• Set problem: Write out the material again word for word, dropping any images it holds.

• Provided material:
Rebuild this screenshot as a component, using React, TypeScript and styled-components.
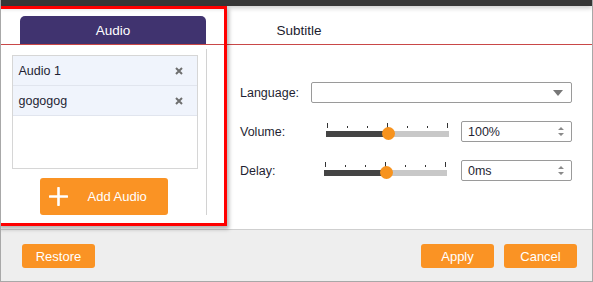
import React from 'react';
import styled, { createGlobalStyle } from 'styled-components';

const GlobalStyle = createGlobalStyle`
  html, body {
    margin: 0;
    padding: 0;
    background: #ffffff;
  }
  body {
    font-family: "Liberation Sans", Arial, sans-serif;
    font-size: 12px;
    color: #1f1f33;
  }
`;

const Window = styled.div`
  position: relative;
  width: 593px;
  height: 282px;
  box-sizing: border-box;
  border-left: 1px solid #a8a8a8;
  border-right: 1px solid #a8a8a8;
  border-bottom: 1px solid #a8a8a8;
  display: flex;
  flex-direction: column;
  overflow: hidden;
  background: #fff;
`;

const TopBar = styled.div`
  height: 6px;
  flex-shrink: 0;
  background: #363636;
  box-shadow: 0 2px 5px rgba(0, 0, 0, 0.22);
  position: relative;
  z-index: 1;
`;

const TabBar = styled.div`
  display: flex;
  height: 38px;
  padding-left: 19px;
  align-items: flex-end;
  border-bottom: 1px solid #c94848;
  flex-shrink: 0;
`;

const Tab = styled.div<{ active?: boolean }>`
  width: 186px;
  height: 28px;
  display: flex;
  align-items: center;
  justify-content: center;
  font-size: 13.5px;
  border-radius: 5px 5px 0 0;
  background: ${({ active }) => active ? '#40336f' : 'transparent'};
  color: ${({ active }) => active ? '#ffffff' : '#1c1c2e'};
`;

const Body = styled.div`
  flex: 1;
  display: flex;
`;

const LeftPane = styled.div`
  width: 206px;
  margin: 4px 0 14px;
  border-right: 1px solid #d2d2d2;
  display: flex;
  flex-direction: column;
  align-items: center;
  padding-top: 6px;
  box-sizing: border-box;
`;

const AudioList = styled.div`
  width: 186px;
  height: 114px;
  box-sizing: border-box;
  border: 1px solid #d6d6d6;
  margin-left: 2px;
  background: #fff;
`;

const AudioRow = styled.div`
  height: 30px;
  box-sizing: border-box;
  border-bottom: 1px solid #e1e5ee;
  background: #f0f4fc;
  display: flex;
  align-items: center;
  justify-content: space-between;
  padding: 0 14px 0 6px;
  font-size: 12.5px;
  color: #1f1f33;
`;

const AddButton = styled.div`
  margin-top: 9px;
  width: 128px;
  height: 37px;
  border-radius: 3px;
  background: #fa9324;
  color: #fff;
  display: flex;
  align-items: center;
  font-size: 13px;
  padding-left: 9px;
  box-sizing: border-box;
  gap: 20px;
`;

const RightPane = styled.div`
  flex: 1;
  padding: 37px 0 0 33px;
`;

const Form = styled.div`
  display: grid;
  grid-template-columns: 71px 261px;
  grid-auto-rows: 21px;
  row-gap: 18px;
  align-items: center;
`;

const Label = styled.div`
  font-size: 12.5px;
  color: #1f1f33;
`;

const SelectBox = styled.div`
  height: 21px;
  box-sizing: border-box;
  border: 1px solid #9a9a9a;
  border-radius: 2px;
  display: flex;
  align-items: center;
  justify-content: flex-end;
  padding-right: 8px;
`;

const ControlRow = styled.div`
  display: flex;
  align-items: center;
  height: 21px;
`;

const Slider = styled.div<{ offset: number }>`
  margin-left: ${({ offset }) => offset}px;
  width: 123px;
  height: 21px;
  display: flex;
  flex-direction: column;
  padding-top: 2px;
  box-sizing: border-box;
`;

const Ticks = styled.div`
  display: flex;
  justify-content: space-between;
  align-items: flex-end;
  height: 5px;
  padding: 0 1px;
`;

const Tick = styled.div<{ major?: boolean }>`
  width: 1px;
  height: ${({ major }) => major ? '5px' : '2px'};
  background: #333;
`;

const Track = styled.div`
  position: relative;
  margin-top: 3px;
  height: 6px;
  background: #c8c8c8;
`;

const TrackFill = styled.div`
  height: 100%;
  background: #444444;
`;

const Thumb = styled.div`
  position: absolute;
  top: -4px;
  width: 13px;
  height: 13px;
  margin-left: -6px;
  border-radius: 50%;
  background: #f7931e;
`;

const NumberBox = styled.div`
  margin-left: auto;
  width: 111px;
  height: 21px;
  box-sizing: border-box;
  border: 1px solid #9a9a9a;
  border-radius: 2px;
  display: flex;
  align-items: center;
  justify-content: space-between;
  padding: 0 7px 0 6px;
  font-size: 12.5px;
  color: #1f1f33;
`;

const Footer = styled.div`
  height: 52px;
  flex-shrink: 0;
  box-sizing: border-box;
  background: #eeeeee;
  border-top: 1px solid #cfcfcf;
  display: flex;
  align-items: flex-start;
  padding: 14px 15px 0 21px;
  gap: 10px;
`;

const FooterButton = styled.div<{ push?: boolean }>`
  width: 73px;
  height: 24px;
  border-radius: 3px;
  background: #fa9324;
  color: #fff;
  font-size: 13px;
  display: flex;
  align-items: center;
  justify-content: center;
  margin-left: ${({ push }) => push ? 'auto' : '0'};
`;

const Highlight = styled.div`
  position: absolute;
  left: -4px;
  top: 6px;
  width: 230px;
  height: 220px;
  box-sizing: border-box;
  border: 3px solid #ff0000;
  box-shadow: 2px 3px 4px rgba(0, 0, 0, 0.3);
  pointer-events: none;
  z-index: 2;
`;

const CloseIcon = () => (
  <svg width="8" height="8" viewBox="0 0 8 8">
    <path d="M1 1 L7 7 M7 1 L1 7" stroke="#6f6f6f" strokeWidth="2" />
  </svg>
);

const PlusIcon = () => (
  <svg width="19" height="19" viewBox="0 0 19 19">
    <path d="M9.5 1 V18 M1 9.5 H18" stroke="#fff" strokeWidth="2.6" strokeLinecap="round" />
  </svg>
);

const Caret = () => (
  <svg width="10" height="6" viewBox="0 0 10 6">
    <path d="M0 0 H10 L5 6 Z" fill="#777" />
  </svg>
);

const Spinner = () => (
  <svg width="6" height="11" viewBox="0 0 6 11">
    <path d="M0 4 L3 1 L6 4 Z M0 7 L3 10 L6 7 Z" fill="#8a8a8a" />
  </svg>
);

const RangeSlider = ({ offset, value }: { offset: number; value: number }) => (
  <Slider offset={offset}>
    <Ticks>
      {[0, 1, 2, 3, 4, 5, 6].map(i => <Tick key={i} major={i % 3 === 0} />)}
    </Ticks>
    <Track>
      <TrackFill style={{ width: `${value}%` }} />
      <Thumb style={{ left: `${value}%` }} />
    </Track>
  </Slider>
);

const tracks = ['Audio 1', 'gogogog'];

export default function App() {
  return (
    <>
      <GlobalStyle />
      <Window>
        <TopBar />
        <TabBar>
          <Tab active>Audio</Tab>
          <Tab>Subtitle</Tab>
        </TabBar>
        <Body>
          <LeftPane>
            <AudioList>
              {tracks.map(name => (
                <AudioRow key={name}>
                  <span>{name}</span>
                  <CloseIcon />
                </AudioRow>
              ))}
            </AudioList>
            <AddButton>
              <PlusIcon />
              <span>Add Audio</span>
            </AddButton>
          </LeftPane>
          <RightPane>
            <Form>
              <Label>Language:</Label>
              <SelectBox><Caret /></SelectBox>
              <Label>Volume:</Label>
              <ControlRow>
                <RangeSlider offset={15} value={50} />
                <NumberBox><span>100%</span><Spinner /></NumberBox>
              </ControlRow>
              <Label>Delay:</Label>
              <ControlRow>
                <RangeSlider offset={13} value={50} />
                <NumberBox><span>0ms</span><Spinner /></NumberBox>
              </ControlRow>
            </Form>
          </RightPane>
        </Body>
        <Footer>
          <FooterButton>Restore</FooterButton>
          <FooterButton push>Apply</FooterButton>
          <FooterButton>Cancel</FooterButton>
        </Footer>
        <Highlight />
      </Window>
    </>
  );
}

• Complete response:
Rebuild this screenshot as a component, using React, TypeScript and styled-components.
import React from 'react';
import styled, { createGlobalStyle } from 'styled-components';

const GlobalStyle = createGlobalStyle`
  html, body {
    margin: 0;
    padding: 0;
    background: #ffffff;
  }
  body {
    font-family: "Liberation Sans", Arial, sans-serif;
    font-size: 12px;
    color: #1f1f33;
  }
`;

const Window = styled.div`
  position: relative;
  width: 593px;
  height: 282px;
  box-sizing: border-box;
  border-left: 1px solid #a8a8a8;
  border-right: 1px solid #a8a8a8;
  border-bottom: 1px solid #a8a8a8;
  display: flex;
  flex-direction: column;
  overflow: hidden;
  background: #fff;
`;

const TopBar = styled.div`
  height: 6px;
  flex-shrink: 0;
  background: #363636;
  box-shadow: 0 2px 5px rgba(0, 0, 0, 0.22);
  position: relative;
  z-index: 1;
`;

const TabBar = styled.div`
  display: flex;
  height: 38px;
  padding-left: 19px;
  align-items: flex-end;
  border-bottom: 1px solid #c94848;
  flex-shrink: 0;
`;

const Tab = styled.div<{ active?: boolean }>`
  width: 186px;
  height: 28px;
  display: flex;
  align-items: center;
  justify-content: center;
  font-size: 13.5px;
  border-radius: 5px 5px 0 0;
  background: ${({ active }) => active ? '#40336f' : 'transparent'};
  color: ${({ active }) => active ? '#ffffff' : '#1c1c2e'};
`;

const Body = styled.div`
  flex: 1;
  display: flex;
`;

const LeftPane = styled.div`
  width: 206px;
  margin: 4px 0 14px;
  border-right: 1px solid #d2d2d2;
  display: flex;
  flex-direction: column;
  align-items: center;
  padding-top: 6px;
  box-sizing: border-box;
`;

const AudioList = styled.div`
  width: 186px;
  height: 114px;
  box-sizing: border-box;
  border: 1px solid #d6d6d6;
  margin-left: 2px;
  background: #fff;
`;

const AudioRow = styled.div`
  height: 30px;
  box-sizing: border-box;
  border-bottom: 1px solid #e1e5ee;
  background: #f0f4fc;
  display: flex;
  align-items: center;
  justify-content: space-between;
  padding: 0 14px 0 6px;
  font-size: 12.5px;
  color: #1f1f33;
`;

const AddButton = styled.div`
  margin-top: 9px;
  width: 128px;
  height: 37px;
  border-radius: 3px;
  background: #fa9324;
  color: #fff;
  display: flex;
  align-items: center;
  font-size: 13px;
  padding-left: 9px;
  box-sizing: border-box;
  gap: 20px;
`;

const RightPane = styled.div`
  flex: 1;
  padding: 37px 0 0 33px;
`;

const Form = styled.div`
  display: grid;
  grid-template-columns: 71px 261px;
  grid-auto-rows: 21px;
  row-gap: 18px;
  align-items: center;
`;

const Label = styled.div`
  font-size: 12.5px;
  color: #1f1f33;
`;

const SelectBox = styled.div`
  height: 21px;
  box-sizing: border-box;
  border: 1px solid #9a9a9a;
  border-radius: 2px;
  display: flex;
  align-items: center;
  justify-content: flex-end;
  padding-right: 8px;
`;

const ControlRow = styled.div`
  display: flex;
  align-items: center;
  height: 21px;
`;

const Slider = styled.div<{ offset: number }>`
  margin-left: ${({ offset }) => offset}px;
  width: 123px;
  height: 21px;
  display: flex;
  flex-direction: column;
  padding-top: 2px;
  box-sizing: border-box;
`;

const Ticks = styled.div`
  display: flex;
  justify-content: space-between;
  align-items: flex-end;
  height: 5px;
  padding: 0 1px;
`;

const Tick = styled.div<{ major?: boolean }>`
  width: 1px;
  height: ${({ major }) => major ? '5px' : '2px'};
  background: #333;
`;

const Track = styled.div`
  position: relative;
  margin-top: 3px;
  height: 6px;
  background: #c8c8c8;
`;

const TrackFill = styled.div`
  height: 100%;
  background: #444444;
`;

const Thumb = styled.div`
  position: absolute;
  top: -4px;
  width: 13px;
  height: 13px;
  margin-left: -6px;
  border-radius: 50%;
  background: #f7931e;
`;

const NumberBox = styled.div`
  margin-left: auto;
  width: 111px;
  height: 21px;
  box-sizing: border-box;
  border: 1px solid #9a9a9a;
  border-radius: 2px;
  display: flex;
  align-items: center;
  justify-content: space-between;
  padding: 0 7px 0 6px;
  font-size: 12.5px;
  color: #1f1f33;
`;

const Footer = styled.div`
  height: 52px;
  flex-shrink: 0;
  box-sizing: border-box;
  background: #eeeeee;
  border-top: 1px solid #cfcfcf;
  display: flex;
  align-items: flex-start;
  padding: 14px 15px 0 21px;
  gap: 10px;
`;

const FooterButton = styled.div<{ push?: boolean }>`
  width: 73px;
  height: 24px;
  border-radius: 3px;
  background: #fa9324;
  color: #fff;
  font-size: 13px;
  display: flex;
  align-items: center;
  justify-content: center;
  margin-left: ${({ push }) => push ? 'auto' : '0'};
`;

const Highlight = styled.div`
  position: absolute;
  left: -4px;
  top: 6px;
  width: 230px;
  height: 220px;
  box-sizing: border-box;
  border: 3px solid #ff0000;
  box-shadow: 2px 3px 4px rgba(0, 0, 0, 0.3);
  pointer-events: none;
  z-index: 2;
`;

const CloseIcon = () => (
  <svg width="8" height="8" viewBox="0 0 8 8">
    <path d="M1 1 L7 7 M7 1 L1 7" stroke="#6f6f6f" strokeWidth="2" />
  </svg>
);

const PlusIcon = () => (
  <svg width="19" height="19" viewBox="0 0 19 19">
    <path d="M9.5 1 V18 M1 9.5 H18" stroke="#fff" strokeWidth="2.6" strokeLinecap="round" />
  </svg>
);

const Caret = () => (
  <svg width="10" height="6" viewBox="0 0 10 6">
    <path d="M0 0 H10 L5 6 Z" fill="#777" />
  </svg>
);

const Spinner = () => (
  <svg width="6" height="11" viewBox="0 0 6 11">
    <path d="M0 4 L3 1 L6 4 Z M0 7 L3 10 L6 7 Z" fill="#8a8a8a" />
  </svg>
);

const RangeSlider = ({ offset, value }: { offset: number; value: number }) => (
  <Slider offset={offset}>
    <Ticks>
      {[0, 1, 2, 3, 4, 5, 6].map(i => <Tick key={i} major={i % 3 === 0} />)}
    </Ticks>
    <Track>
      <TrackFill style={{ width: `${value}%` }} />
      <Thumb style={{ left: `${value}%` }} />
    </Track>
  </Slider>
);

const tracks = ['Audio 1', 'gogogog'];

export default function App() {
  return (
    <>
      <GlobalStyle />
      <Window>
        <TopBar />
        <TabBar>
          <Tab active>Audio</Tab>
          <Tab>Subtitle</Tab>
        </TabBar>
        <Body>
          <LeftPane>
            <AudioList>
              {tracks.map(name => (
                <AudioRow key={name}>
                  <span>{name}</span>
                  <CloseIcon />
                </AudioRow>
              ))}
            </AudioList>
            <AddButton>
              <PlusIcon />
              <span>Add Audio</span>
            </AddButton>
          </LeftPane>
          <RightPane>
            <Form>
              <Label>Language:</Label>
              <SelectBox><Caret /></SelectBox>
              <Label>Volume:</Label>
              <ControlRow>
                <RangeSlider offset={15} value={50} />
                <NumberBox><span>100%</span><Spinner /></NumberBox>
              </ControlRow>
              <Label>Delay:</Label>
              <ControlRow>
                <RangeSlider offset={13} value={50} />
                <NumberBox><span>0ms</span><Spinner /></NumberBox>
              </ControlRow>
            </Form>
          </RightPane>
        </Body>
        <Footer>
          <FooterButton>Restore</FooterButton>
          <FooterButton push>Apply</FooterButton>
          <FooterButton>Cancel</FooterButton>
        </Footer>
        <Highlight />
      </Window>
    </>
  );
}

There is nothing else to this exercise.